## BEGIN

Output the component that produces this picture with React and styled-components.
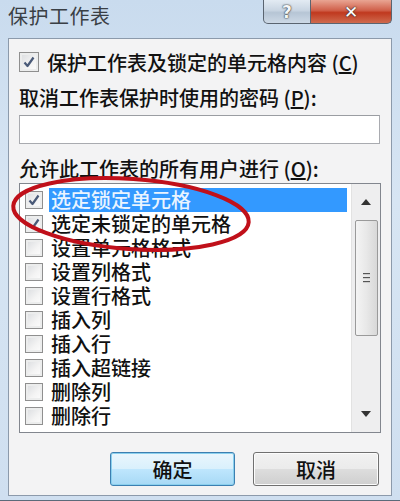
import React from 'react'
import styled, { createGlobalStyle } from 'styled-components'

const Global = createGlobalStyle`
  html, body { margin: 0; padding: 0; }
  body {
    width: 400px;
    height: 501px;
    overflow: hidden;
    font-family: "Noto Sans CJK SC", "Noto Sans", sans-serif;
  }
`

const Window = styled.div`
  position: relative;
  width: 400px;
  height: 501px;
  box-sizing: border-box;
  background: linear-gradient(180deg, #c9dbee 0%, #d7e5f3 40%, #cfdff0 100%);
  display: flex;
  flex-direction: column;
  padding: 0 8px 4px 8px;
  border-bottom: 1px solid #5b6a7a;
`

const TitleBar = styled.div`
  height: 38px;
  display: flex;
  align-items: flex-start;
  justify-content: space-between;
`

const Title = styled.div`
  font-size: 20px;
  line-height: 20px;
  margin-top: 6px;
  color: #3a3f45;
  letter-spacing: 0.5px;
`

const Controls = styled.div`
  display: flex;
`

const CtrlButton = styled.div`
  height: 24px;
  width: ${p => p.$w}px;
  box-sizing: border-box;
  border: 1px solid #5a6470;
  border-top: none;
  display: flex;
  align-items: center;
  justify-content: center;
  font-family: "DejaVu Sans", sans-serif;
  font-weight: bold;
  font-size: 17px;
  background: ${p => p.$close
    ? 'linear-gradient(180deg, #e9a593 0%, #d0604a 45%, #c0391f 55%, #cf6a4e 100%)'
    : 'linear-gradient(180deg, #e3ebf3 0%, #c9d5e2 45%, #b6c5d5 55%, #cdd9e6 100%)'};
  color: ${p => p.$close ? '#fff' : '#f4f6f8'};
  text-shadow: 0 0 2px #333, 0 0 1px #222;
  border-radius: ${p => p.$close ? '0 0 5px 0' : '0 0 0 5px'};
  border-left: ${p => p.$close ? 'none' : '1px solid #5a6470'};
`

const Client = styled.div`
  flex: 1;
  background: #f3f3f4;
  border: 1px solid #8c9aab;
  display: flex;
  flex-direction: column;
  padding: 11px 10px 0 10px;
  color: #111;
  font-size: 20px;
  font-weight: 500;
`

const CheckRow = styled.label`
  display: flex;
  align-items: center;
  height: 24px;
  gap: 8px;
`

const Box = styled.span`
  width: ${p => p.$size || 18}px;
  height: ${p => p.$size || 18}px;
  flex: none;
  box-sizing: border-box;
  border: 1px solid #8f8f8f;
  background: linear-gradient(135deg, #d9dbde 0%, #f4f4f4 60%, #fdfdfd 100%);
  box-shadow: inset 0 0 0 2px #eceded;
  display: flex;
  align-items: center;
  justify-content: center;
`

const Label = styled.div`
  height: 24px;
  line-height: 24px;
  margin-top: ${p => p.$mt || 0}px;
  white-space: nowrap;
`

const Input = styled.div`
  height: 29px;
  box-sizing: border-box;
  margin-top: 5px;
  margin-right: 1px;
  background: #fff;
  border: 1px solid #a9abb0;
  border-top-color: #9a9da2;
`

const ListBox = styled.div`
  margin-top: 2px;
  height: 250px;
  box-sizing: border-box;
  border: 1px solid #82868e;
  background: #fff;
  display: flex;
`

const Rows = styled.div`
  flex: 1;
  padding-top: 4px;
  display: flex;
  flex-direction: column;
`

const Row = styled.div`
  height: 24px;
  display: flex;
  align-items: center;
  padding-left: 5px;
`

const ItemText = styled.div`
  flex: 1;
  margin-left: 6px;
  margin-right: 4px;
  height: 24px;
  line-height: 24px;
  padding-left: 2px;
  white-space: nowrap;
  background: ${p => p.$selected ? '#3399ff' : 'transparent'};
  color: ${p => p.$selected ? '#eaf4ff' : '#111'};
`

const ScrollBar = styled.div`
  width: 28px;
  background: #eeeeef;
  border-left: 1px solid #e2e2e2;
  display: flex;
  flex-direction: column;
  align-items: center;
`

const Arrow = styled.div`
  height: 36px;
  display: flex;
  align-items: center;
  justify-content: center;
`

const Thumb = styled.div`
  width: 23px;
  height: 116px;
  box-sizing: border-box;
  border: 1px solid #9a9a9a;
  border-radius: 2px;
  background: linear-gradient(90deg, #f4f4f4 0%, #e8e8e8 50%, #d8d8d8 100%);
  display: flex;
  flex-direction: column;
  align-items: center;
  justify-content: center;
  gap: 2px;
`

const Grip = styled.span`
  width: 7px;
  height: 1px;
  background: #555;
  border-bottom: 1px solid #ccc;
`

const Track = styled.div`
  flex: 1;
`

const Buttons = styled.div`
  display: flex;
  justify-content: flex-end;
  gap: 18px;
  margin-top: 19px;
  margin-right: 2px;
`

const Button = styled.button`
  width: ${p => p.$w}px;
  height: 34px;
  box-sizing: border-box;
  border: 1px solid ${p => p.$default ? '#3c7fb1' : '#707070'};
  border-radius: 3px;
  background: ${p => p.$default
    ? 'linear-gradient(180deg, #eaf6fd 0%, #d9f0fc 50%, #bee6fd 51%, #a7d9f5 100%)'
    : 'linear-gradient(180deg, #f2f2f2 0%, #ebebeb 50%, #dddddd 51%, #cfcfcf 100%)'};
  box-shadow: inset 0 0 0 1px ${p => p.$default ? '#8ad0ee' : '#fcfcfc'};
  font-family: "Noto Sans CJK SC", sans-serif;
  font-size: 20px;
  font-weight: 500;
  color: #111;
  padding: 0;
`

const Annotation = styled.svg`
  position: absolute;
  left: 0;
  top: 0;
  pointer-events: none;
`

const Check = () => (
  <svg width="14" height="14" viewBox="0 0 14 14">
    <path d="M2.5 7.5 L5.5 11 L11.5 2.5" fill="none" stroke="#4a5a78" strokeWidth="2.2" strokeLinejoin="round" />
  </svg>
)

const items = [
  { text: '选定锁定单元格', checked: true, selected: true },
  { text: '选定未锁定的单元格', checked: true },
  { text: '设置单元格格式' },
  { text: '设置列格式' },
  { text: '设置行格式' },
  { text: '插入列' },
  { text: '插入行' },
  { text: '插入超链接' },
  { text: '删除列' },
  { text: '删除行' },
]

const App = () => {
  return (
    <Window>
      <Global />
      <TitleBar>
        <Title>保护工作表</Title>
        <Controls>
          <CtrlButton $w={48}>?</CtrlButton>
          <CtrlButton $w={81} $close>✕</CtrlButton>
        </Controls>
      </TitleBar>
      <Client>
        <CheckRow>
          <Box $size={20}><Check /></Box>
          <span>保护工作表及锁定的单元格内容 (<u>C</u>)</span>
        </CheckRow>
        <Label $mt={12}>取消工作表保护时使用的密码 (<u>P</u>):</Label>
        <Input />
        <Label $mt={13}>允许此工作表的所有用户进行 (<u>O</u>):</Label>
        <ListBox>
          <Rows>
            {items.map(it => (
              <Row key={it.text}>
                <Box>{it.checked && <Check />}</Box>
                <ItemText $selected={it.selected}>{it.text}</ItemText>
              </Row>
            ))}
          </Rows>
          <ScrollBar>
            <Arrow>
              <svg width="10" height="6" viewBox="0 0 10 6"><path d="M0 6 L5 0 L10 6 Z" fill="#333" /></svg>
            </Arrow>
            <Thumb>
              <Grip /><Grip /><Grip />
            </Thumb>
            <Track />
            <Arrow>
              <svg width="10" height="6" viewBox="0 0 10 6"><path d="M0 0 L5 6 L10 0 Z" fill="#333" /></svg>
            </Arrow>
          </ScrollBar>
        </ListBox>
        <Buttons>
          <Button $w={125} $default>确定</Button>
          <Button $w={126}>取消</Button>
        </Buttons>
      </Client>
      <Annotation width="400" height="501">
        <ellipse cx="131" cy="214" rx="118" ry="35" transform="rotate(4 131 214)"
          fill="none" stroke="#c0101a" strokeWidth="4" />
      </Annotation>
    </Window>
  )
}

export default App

## END

▸ Job:
Collect each line containing the string "components".

▸ Written reply:
Output the component that produces this picture with React and styled-components.
import styled, { createGlobalStyle } from 'styled-components'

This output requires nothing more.